DATA RECORDS =
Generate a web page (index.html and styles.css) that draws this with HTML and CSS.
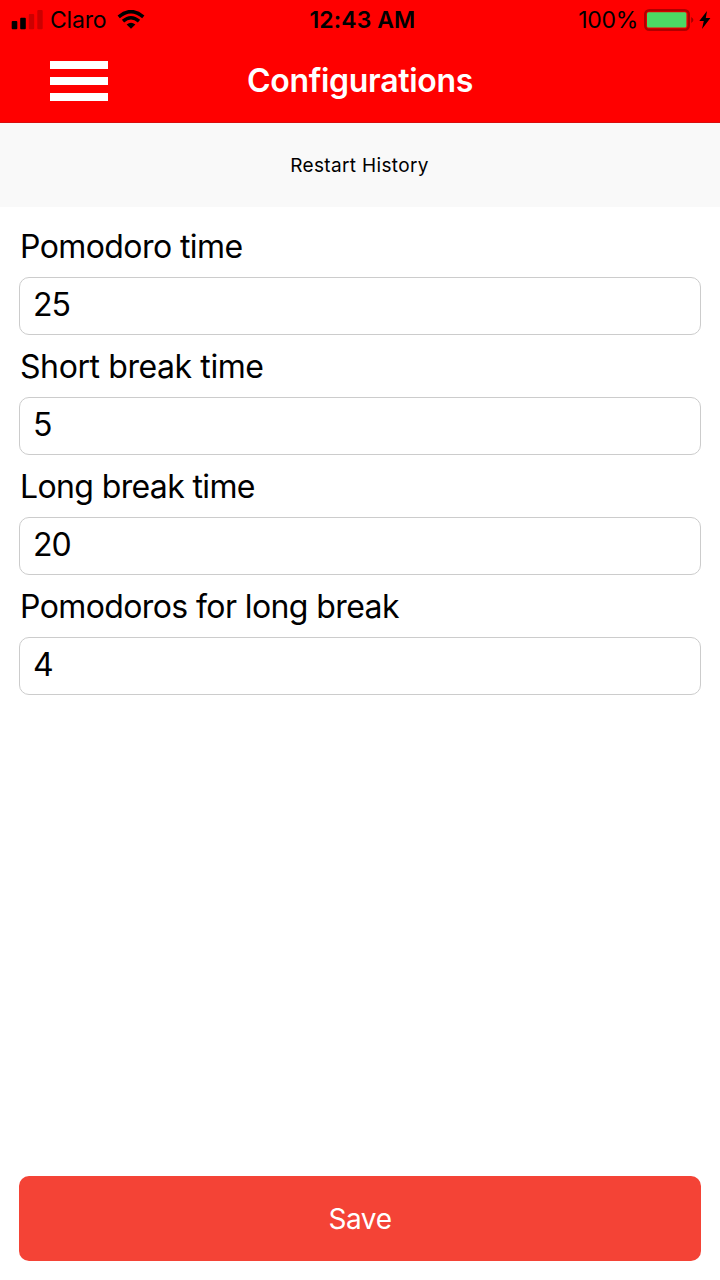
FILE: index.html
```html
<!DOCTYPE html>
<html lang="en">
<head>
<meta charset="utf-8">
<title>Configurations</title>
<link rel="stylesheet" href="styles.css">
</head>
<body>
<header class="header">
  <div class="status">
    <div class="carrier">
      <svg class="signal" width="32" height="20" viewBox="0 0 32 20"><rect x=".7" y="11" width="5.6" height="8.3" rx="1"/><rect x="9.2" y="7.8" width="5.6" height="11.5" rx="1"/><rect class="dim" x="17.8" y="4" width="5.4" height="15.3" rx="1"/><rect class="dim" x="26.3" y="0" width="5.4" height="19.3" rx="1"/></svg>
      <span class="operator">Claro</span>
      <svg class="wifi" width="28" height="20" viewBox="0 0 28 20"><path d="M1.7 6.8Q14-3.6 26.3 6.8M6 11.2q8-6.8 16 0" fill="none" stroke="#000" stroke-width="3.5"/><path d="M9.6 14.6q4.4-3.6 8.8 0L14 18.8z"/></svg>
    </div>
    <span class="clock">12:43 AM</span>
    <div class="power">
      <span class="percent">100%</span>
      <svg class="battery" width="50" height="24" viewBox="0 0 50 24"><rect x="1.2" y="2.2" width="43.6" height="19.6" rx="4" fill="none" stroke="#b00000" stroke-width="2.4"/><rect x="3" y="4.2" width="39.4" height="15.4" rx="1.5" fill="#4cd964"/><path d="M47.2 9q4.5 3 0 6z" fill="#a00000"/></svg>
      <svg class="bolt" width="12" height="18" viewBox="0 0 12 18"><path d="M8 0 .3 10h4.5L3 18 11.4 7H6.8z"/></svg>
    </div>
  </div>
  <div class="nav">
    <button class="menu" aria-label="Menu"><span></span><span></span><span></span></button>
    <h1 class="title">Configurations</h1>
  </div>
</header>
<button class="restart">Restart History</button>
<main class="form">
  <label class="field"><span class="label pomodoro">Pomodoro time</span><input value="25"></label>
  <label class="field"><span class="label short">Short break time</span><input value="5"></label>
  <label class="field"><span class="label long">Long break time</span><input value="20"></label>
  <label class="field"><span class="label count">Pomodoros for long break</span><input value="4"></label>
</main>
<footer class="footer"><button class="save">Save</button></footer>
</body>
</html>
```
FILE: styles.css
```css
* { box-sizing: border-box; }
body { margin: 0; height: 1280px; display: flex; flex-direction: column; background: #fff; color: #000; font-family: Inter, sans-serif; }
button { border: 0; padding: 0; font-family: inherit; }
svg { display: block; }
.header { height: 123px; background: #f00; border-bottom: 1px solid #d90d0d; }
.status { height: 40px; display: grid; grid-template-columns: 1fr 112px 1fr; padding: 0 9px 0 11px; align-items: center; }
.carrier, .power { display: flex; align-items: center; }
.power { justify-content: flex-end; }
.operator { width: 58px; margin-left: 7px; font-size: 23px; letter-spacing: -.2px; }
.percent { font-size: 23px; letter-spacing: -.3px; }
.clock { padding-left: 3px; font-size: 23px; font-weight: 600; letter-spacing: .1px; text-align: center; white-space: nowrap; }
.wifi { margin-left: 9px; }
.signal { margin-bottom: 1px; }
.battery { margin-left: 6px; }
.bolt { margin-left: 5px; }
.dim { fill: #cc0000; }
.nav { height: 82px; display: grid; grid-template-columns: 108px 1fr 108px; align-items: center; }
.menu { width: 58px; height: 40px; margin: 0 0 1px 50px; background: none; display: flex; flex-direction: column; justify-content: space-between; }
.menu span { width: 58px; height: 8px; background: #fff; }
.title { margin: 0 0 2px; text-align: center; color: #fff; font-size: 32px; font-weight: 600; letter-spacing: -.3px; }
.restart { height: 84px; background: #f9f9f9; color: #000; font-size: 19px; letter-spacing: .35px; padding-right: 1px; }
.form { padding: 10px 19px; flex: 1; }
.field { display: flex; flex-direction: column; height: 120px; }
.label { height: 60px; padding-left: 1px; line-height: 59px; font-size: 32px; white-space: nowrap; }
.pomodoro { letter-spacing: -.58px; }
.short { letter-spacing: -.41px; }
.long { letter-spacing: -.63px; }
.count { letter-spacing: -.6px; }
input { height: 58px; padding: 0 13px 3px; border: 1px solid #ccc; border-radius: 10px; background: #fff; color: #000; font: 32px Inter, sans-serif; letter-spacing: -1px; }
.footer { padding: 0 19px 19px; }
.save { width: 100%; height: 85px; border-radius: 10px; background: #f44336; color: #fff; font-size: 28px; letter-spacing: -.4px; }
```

==

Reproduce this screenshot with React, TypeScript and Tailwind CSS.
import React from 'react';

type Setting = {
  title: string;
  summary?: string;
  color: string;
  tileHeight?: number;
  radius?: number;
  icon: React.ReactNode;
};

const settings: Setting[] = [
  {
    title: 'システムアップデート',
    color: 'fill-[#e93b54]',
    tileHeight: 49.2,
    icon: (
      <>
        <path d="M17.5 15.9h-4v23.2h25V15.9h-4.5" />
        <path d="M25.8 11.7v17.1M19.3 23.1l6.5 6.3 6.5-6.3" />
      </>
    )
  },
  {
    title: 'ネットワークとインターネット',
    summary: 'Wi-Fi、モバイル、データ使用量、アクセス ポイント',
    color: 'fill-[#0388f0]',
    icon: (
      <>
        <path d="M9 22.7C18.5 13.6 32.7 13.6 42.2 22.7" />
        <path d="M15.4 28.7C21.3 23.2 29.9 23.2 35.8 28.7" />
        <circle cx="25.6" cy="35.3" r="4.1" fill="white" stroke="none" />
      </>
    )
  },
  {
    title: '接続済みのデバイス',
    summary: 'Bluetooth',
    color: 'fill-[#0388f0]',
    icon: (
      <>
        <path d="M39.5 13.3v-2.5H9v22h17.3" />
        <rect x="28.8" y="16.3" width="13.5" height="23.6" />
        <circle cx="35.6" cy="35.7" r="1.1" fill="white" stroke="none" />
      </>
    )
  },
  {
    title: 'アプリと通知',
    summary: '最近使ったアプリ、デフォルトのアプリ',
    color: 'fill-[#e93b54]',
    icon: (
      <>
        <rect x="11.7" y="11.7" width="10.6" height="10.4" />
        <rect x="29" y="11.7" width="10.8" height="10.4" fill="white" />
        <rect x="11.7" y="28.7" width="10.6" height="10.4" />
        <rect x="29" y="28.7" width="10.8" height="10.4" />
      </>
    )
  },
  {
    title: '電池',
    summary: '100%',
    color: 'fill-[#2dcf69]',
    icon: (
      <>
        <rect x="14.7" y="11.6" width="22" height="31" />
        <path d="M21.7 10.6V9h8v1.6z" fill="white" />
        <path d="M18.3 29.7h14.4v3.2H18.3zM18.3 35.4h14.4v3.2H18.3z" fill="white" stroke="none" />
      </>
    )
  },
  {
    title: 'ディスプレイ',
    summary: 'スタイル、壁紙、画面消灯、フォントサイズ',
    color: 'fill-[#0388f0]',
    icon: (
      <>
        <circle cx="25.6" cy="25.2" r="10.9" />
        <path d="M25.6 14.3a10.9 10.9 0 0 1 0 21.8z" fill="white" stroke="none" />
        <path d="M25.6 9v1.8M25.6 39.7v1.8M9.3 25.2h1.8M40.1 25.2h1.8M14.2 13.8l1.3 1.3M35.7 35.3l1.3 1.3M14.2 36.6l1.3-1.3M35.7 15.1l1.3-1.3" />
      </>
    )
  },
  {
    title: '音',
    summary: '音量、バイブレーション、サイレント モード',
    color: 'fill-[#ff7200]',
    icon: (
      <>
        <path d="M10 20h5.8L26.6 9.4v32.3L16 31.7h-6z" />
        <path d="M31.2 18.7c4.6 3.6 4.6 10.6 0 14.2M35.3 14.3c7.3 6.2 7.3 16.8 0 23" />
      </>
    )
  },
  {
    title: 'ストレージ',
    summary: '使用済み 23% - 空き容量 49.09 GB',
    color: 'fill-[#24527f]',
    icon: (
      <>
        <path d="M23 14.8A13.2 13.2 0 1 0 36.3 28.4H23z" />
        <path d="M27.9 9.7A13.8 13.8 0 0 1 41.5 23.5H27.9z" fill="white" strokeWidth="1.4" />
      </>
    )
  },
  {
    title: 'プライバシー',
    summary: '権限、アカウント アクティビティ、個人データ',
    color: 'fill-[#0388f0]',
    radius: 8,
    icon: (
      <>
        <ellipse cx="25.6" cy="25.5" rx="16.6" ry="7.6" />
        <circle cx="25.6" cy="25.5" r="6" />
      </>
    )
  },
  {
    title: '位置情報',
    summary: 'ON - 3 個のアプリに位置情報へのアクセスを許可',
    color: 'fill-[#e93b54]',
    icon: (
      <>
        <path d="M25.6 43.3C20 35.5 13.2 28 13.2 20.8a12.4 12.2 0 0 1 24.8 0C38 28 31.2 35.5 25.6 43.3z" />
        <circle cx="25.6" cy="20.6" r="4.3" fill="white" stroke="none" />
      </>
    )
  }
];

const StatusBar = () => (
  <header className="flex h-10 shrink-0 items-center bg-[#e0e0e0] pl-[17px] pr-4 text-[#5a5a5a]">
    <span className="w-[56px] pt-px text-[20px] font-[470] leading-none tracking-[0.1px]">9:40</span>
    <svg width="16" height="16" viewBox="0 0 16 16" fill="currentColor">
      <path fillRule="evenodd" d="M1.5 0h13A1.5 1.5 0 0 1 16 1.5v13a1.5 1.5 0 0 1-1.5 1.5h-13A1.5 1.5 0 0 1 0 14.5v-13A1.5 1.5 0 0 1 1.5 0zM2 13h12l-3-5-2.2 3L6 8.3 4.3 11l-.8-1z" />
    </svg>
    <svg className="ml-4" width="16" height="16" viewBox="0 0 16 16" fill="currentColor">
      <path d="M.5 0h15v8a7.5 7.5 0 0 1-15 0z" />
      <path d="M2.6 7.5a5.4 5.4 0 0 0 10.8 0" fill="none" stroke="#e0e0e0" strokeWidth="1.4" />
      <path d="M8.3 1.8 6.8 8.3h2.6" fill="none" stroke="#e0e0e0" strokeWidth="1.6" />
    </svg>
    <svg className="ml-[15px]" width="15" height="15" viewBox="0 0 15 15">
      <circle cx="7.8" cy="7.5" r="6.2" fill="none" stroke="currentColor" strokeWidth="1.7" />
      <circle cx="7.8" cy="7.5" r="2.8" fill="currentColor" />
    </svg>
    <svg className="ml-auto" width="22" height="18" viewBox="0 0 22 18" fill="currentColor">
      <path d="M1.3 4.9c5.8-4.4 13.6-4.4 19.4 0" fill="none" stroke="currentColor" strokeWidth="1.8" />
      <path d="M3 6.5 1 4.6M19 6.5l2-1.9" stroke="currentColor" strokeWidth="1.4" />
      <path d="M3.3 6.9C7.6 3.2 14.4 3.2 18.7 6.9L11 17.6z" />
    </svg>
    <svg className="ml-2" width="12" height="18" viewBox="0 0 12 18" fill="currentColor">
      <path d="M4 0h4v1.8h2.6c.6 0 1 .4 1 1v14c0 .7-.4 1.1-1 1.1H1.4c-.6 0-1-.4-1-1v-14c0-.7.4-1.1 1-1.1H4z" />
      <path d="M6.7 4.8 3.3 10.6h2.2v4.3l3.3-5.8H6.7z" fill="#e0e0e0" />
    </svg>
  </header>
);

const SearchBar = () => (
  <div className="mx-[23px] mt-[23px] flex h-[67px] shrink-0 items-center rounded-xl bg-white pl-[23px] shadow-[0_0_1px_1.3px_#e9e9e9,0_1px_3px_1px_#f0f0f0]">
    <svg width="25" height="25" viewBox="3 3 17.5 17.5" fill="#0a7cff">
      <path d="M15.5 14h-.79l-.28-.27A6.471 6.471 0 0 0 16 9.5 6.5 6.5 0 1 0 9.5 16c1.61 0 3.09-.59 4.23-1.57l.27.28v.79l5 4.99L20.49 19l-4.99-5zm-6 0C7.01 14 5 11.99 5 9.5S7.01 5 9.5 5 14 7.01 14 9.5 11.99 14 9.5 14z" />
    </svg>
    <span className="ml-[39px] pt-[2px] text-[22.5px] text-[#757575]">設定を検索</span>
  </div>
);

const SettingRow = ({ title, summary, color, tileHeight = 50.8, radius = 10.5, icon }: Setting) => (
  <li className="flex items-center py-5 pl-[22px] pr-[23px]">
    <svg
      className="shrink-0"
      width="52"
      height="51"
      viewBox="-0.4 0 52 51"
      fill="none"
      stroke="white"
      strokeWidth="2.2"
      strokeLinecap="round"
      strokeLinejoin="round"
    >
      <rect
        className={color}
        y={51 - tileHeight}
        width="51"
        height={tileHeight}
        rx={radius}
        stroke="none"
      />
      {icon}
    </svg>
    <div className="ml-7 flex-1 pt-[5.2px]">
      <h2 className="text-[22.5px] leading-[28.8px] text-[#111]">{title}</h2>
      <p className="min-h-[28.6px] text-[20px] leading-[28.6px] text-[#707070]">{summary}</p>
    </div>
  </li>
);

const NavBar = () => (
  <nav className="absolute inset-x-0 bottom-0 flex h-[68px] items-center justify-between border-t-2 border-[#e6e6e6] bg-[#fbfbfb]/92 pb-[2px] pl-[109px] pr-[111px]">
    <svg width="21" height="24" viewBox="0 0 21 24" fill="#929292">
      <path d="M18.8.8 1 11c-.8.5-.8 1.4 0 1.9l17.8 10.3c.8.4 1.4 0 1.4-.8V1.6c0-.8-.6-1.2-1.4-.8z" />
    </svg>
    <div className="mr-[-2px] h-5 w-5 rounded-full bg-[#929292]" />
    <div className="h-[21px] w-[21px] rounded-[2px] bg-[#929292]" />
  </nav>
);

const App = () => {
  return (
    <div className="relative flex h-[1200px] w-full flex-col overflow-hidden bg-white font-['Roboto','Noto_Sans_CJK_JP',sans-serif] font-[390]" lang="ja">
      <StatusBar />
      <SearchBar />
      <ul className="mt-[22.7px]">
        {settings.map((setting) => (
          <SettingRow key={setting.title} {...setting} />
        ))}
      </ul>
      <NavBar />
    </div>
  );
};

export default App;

DESCRIPTION OF THE TASK = Locate the word "index" in the data above. Copy every line carrying it.

CORRECT RESPONSE =
Generate a web page (index.html and styles.css) that draws this with HTML and CSS.
FILE: index.html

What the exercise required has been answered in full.